→ RECORDS FOR THIS TASK:
******************************
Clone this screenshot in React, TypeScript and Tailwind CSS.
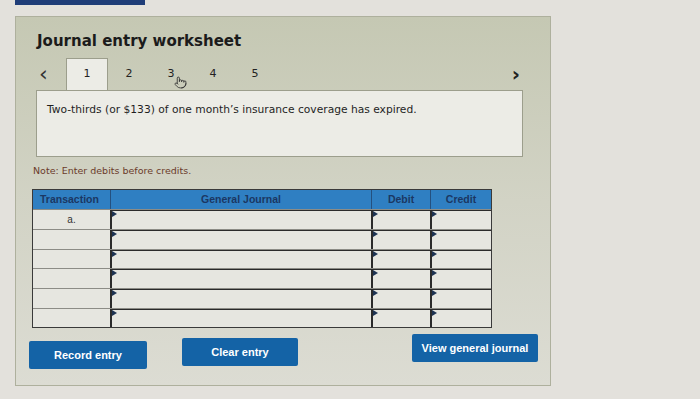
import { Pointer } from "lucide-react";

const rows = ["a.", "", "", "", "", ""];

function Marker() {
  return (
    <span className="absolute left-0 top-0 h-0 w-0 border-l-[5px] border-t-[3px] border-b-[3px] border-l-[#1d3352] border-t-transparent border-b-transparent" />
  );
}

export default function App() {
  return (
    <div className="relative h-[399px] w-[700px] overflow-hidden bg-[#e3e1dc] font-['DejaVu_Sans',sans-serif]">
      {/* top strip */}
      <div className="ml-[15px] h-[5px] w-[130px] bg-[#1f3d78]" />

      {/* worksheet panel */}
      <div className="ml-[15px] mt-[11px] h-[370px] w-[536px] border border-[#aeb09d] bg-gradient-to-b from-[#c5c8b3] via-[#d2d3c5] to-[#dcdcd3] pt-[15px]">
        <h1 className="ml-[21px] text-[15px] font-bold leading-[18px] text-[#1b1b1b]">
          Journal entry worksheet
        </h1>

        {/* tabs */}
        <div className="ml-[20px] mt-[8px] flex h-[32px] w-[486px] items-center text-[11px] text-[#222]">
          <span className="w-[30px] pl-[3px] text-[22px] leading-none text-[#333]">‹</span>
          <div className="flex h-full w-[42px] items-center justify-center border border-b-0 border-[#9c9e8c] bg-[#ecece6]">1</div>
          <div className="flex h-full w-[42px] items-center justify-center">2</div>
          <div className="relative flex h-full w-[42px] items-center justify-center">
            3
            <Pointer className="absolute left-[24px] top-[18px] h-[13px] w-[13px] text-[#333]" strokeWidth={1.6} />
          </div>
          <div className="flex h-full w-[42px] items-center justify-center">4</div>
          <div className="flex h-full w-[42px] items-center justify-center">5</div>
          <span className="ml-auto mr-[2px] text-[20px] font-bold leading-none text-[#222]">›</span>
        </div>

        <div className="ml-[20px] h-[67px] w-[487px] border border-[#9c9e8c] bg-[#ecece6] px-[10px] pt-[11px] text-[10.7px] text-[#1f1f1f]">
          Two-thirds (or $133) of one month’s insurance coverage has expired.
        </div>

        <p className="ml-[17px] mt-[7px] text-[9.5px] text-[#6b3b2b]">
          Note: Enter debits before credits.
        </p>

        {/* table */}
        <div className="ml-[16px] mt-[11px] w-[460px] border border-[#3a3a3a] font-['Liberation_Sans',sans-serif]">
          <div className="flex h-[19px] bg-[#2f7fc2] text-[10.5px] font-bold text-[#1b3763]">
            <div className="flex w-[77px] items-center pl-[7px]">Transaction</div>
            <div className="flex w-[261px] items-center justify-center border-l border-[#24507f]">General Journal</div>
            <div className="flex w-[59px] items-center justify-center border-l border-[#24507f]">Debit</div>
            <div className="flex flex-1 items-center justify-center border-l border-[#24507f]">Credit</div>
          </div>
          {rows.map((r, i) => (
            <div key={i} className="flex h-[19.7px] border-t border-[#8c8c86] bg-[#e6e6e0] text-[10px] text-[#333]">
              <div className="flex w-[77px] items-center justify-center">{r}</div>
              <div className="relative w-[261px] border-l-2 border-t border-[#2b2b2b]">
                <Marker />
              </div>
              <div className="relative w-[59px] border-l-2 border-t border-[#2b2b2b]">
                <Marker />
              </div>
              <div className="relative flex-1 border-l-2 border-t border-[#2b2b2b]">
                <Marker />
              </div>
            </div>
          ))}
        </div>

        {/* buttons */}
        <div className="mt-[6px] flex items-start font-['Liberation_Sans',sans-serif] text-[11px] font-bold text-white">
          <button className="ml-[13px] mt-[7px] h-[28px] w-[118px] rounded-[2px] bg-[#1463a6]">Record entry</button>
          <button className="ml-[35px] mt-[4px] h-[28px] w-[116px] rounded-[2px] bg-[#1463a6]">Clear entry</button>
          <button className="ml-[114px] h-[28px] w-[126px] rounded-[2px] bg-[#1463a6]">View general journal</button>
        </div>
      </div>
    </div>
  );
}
******************************
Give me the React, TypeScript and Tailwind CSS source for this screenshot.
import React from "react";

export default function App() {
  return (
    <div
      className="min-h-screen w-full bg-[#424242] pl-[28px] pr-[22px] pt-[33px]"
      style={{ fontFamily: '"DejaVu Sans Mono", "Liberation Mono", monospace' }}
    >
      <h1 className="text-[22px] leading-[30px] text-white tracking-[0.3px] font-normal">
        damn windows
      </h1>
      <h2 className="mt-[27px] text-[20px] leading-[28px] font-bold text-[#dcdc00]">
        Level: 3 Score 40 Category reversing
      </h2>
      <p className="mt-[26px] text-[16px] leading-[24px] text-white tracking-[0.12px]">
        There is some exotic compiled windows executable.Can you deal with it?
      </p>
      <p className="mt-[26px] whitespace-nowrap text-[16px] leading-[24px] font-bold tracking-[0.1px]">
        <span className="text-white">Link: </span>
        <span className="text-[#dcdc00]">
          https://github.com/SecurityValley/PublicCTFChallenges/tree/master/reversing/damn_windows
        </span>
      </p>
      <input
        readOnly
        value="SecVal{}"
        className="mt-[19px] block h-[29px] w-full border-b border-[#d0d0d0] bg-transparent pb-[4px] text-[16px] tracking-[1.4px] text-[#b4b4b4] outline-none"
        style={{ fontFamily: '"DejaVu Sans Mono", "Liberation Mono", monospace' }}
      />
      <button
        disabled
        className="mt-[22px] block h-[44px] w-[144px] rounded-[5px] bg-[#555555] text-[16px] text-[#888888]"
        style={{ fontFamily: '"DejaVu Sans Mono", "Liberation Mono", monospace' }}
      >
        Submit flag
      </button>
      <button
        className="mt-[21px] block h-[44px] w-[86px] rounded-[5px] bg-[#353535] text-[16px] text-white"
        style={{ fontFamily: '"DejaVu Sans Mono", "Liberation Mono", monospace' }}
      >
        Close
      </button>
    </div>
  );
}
******************************
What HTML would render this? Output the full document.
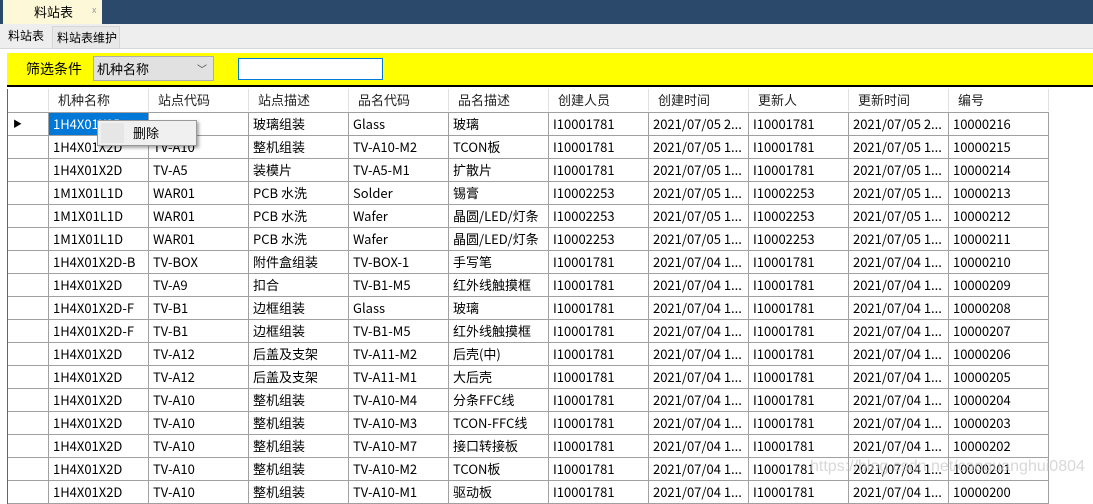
******************************
→ SHORT PROBLEM: Out of the records, collect only those lines that contain the string "Tailwind".

→ THE RESULT:
Clone this screenshot in React, TypeScript and Tailwind CSS.
Give me the React, TypeScript and Tailwind CSS source for this screenshot.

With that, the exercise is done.